See. Feel. Act.
These three words are Judaism’s answer to the questions that occur to religious people at this time of great human suffering in Haiti.
There are two kinds of questions that we find ourselves asking when we are confronted with scenes such as the disaster that has struck the island nation.
On the one hand, we ask “why?” Or, more intensely, “How can God have allowed this to happen?”
On the other hand, we ask “what?”—“What can I, a single helpless individual hundreds of miles away from the tragic scene, do to help?”
Quite simply, our tradition insists that we “shelve” the first type of question. It has been asked before, perhaps millions of times over the course of history. Answers abound, and the theological literature deals with it at length. But none of the answers has ever totally dispelled the question.
Judaism insists instead that we ask the question of the second type. We must inquire as to the response that God requires of us. And to that inquiry the answer is powerful and clear: See! Feel! Act!
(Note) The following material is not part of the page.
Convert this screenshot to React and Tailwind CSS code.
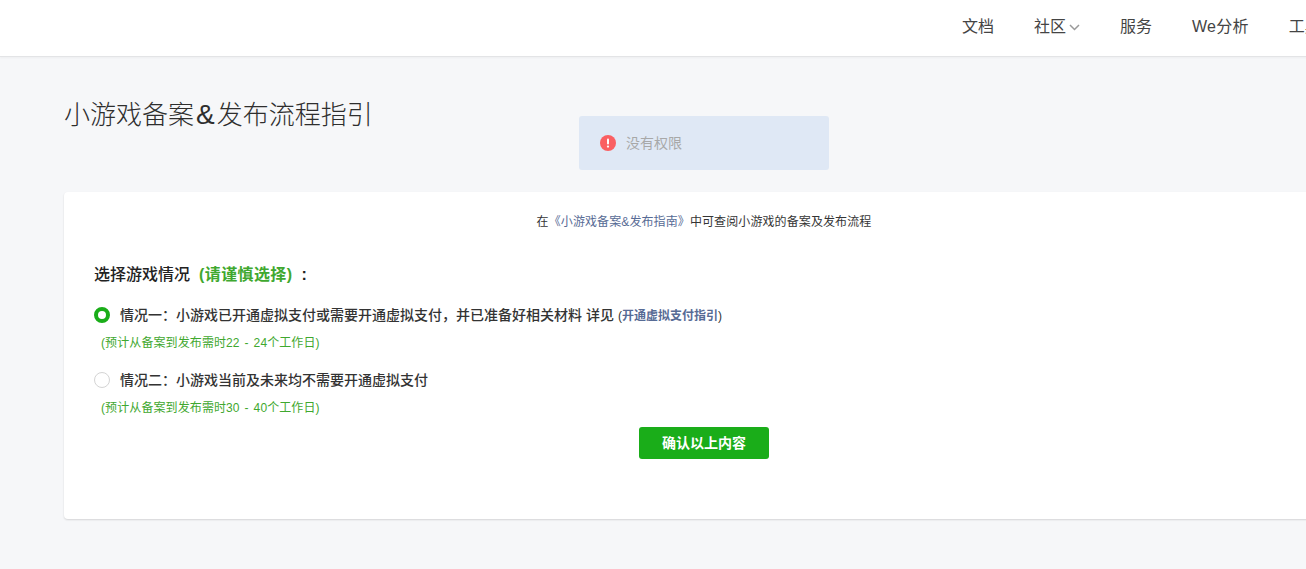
import React from 'react';

const fontStack = "font-['Liberation_Sans','Noto_Sans_CJK_SC',sans-serif]";

const navItems = ['文档', '社区', '服务', 'We分析', '工具'];

const NavBar = () => (
  <header className="h-[57px] bg-white border-b border-[#e3e4e6] shadow-[0_1px_2px_rgba(0,0,0,0.04)]">
    <nav className="flex h-[54px] items-center gap-10 pl-[962px] text-base text-[#444444]">
      {navItems.map((item) => (
        <a
          key={item}
          className={`flex shrink-0 items-center whitespace-nowrap ${item === 'We分析' ? 'tracking-[0.25px]' : ''}`}
        >
          {item}
          {item === '社区' && (
            <svg className="ml-[3px] mt-[1px] w-[11px] h-[7px]" viewBox="0 0 11 7" fill="none">
              <path d="M1 1l4.5 4.5L10 1" stroke="#9a9a9a" strokeWidth="1.5" />
            </svg>
          )}
        </a>
      ))}
    </nav>
  </header>
);

const Option = ({ checked, children, note }) => (
  <div>
    <label className="flex h-5 items-center text-sm font-medium text-[#333333]">
      {checked ? (
        <span className="w-4 h-4 rounded-full border-[4.5px] border-[#1aad19] bg-white" />
      ) : (
        <span className="w-4 h-4 rounded-full border border-[#d4d4d4] bg-white" />
      )}
      <span className="ml-[10px]">{children}</span>
    </label>
    <p className="mt-[10px] ml-[7px] h-[17px] text-xs leading-[17px] tracking-[0.1px] [word-spacing:1.5px] text-[#3fa82f]">
      {note}
    </p>
  </div>
);

export default function App() {
  return (
    <div className={`relative w-[1306px] h-[569px] overflow-hidden bg-[#f6f7f9] ${fontStack}`}>
      <div className="w-[1408px]">
        <NavBar />

        <main className="px-16">
          <h1 className="pt-[40px] h-[135px] text-[26px] leading-[36px] font-light text-[#2e2e2e]">
            小游戏备案<span className="mx-[2px] text-[28px]">&</span>发布流程指引
          </h1>

          <section className="h-[327px] rounded bg-white px-[30px] shadow-[0_1px_2px_rgba(0,0,0,0.14)]">
            <p className="pt-[22px] text-center text-xs leading-[17px] tracking-[0.1px] text-[#353535]">
              在<a className="text-[#576b95]">《小游戏备案&发布指南》</a>中可查阅小游戏的备案及发布流程
            </p>

            <h2 className="mt-[32px] text-base leading-[24px] font-medium text-[#222222]">
              选择游戏情况
              <span className="ml-[9px] font-semibold text-[#3fa82f] tracking-[0.4px]">(请谨慎选择)</span>
              <span className="ml-[9px] font-bold">:</span>
            </h2>

            <div className="mt-[18px] flex flex-col gap-[18px]">
              <Option checked note="(预计从备案到发布需时22 - 24个工作日)">
                情况一：小游戏已开通虚拟支付或需要开通虚拟支付，并已准备好相关材料 详见
                <span className="ml-[4px] text-xs">
                  (<a className="font-semibold text-[#576b95]">开通虚拟支付指引</a>)
                </span>
              </Option>
              <Option note="(预计从备案到发布需时30 - 40个工作日)">
                情况二：小游戏当前及未来均不需要开通虚拟支付
              </Option>
            </div>

            <div className="mt-[10px] flex justify-center">
              <button className="w-[130px] h-8 rounded-[3px] bg-[#1aad19] text-sm font-semibold text-white">
                确认以上内容
              </button>
            </div>
          </section>
        </main>
      </div>

      {/* toast */}
      <div className="absolute left-[579px] top-[116px] flex h-[54px] w-[250px] items-center rounded-[3px] bg-[#dfe8f5] pl-[21px]">
        <svg className="w-4 h-4" viewBox="0 0 16 16">
          <circle cx="8" cy="8" r="8" fill="#fa5f62" />
          <rect x="7" y="3.4" width="2" height="6" rx="1" fill="#fff" />
          <circle cx="8" cy="11.6" r="1.15" fill="#fff" />
        </svg>
        <span className="ml-[10px] text-sm text-[#a8a8a8]">没有权限</span>
      </div>
    </div>
  );
}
First, we must “see.” We cannot yield to the understandable temptation to block the scenes of suffering from our visual senses. We must watch scenes of the catastrophe and allow ourselves to be impacted by them.
Second, we must feel the pain of those who are suffering so horribly. We dare not anasthetize ourselves to that pain. We cannot allow ourselves to in any way explain the suffering away, with sick, silly, smug but sadly comforting statements such as “they must have deserved it.” We must see the victims as humans no different from ourselves, innocent and blameless, who are in a condition of desperation and dire need.
And then we must act to respond to that need. There are always ways to act, no matter how distant we are from the scene of tragedy, no matter how impotent we might legitimately feel.
Moments of tragedy and crisis are not the times to philosophize about God. This is not the time to speculate about “why bad things happen to good people.” It is the time to ask, “What can I do to help those poor good people?”
Those of us who have lived lives of faith and religious commitment know that the answers to our doubts about God do not come forth from our philosophical quest. Rather they slowly issue from the context of a life of moral action, from deeds of charity and compassion.
The Jewish community, in its entirety, can be proud of its response thus far to the Haitian catastrophe. Rescue teams from the State of Israel and millions of dollars from the Jews of America are but examples of our response. Whatever the motivation for these responses, this has been a religious response, a Jewish response.
The way to deal with religious doubt and skepticism about God is to act compassionately and to respond generously, in faith and certainty, and in confidence that our actions will allow us ultimately to bear witness to God’s benevolent love.
Rabbi Tzvi Hersh Weinreb is the executive vice president emeritus of the Orthodox Union.